Kemptville Pride board members and staff at the Night Market of June 17.

by Rachel Everett-Fry, Local Journalism Initiative Reporter

This June has been a successful Pride Month for Kemptville Pride.

Though events were distanced this year, and no Pride parade took place, Kemptville Pride looks forward to in-person events next June, as well as implementing some much needed year-round support services for the local LGBTQ2S+ community.

Director of Communication Fiona McKenney told me playfully, “The support in June is great, but don’t forget that gay people exist the rest of the year too!”

Kemptville Pride is a non-profit organization that was established in 2019 to support LGBTQ2S+ people, as well as plan, fund, and organize Pride activities in the Kemptville area.

This year, Kemptville Pride mostly organized over social media. The theme for this year was “show your rural pride.” The team at Kemptville Pride posted videos to make rural LGBTQ2S+ folks more visible, informational videos, and encouraged others to post under the #showyourruralpride on TikTok.

Each Friday, the team shared “Education Fun Friday” posts on Facebook. These posts included colouring sheets and informative packets designed for the whole family. For example, the June 18 Family Fun Friday featured Marsha P. Johnson, a black transwoman who championed LGBTQ rights at the Stonewall Riots of 1969.

Each Monday, Kemptville Pride shared a “Pride Picks” list of LGBTQ+ films, TV series, and books. Kemptville Pride also organized home and business decorating contests for the month.

Kemptville Pride kicked off the month with a pause of events in solidarity with the Indigenous community. Though June is Pride Month, it is also National Indigenous History Month.

Fiona told me, “because pride is so loud and proud and in your face, we didn’t want to take any more space away from Indigenous communities. They already lost so much, they are already fighting for so much.”

This year, observing Indigenous History Month felt even more grave after the discovery of the remains of 215 children at the Kamloops Residential School. Kemptville Pride paused for 215 hours to “honour the children’s lives that were lost.” Fiona also noted that the pause was offered with respect to “Two-Spirit” (the 2S in the LGBTQ2S+ acronym) members of the queer community. Two-Spirit is an umbrella term used by some Indigenous peoples of North America to recognize people who have both a masculine and a feminine spirit. Fiona says that, “there is so much that two-spirit people offer the community as a whole.”

When establishing the events to take place, Fiona explained, “No one really wants to do anything virtually this year.” Kemptville Pride, like many organizations, has noticed that people’s enthusiasm for Zoom events has worn off. But in the place of in person activities, “the local businesses really jumped in.”

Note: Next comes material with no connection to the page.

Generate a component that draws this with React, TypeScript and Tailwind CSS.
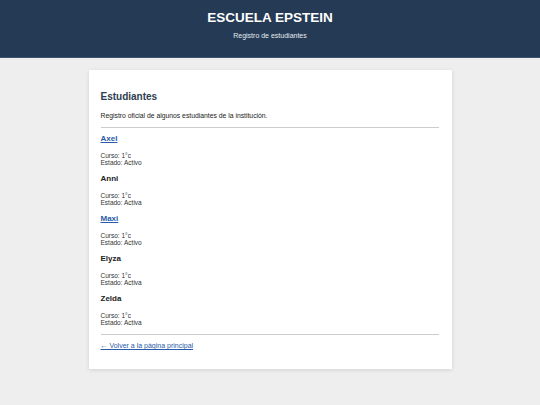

More than 30 local businesses and services have stepped up offering special pride products, fundraisers, or safe spaces in support of Kemptville Pride. Fiona noted that Smiling Moon, a Kemptville based gift shop, made a Pride necklace that, “sold out in like 37 minutes.” All of the money, not just proceeds, from these necklaces were donated to Kemptville Pride.

This money is going directly back into the community, in hiring their Executive Director Jen Crawford, and two students for the summer.

At the top of paid staff’s priority list is an environmental scan to find out what local members of the LGBTQ2S+ community really need. Fiona says, “It’s easy for people looking from the outside to tell you what you need. But it’s only the people who are actually living it every day that can really say.” Fiona suspects, from her long term engagement with the community, that the results of this scan will point toward the need for workshops for workplaces and schools and for support networks.

Fiona says that, “education is key” to Kemptville Pride. Though there are always some that believe education is indoctrination, Fiona notes that if indoctrination were how young people acquired their sexualities, everyone would be straight. “How do you groom people to be gay? We grow up in straight areas, but somehow we still grow up gay!”

Until a full spectrum of human experience is recognized as normal, education will remain necessary.

Support networks are also a common need. Not only for LGBTQ2S+ individuals, but for their families as well.

Fiona notes that even for accepting parents, adjusting to the changes in children who are LGBTQ2S+ can be a, “lonely road to travel.” She says, “We need a club for parents whose children are off the gender spectrum or exploring their sexuality that can sit and talk, or share what has worked for them.”

It is supporting needs like this that the “Executive Director is in the process of doing. To find out what we need, get the funding for it, and set up something full term, so that Kemptville Pride isn’t just something in June every year where we do a bunch of activities and have a parade. It would be 365 days a year, you can reach out to somebody on the pride committee, and we will get you what you need.”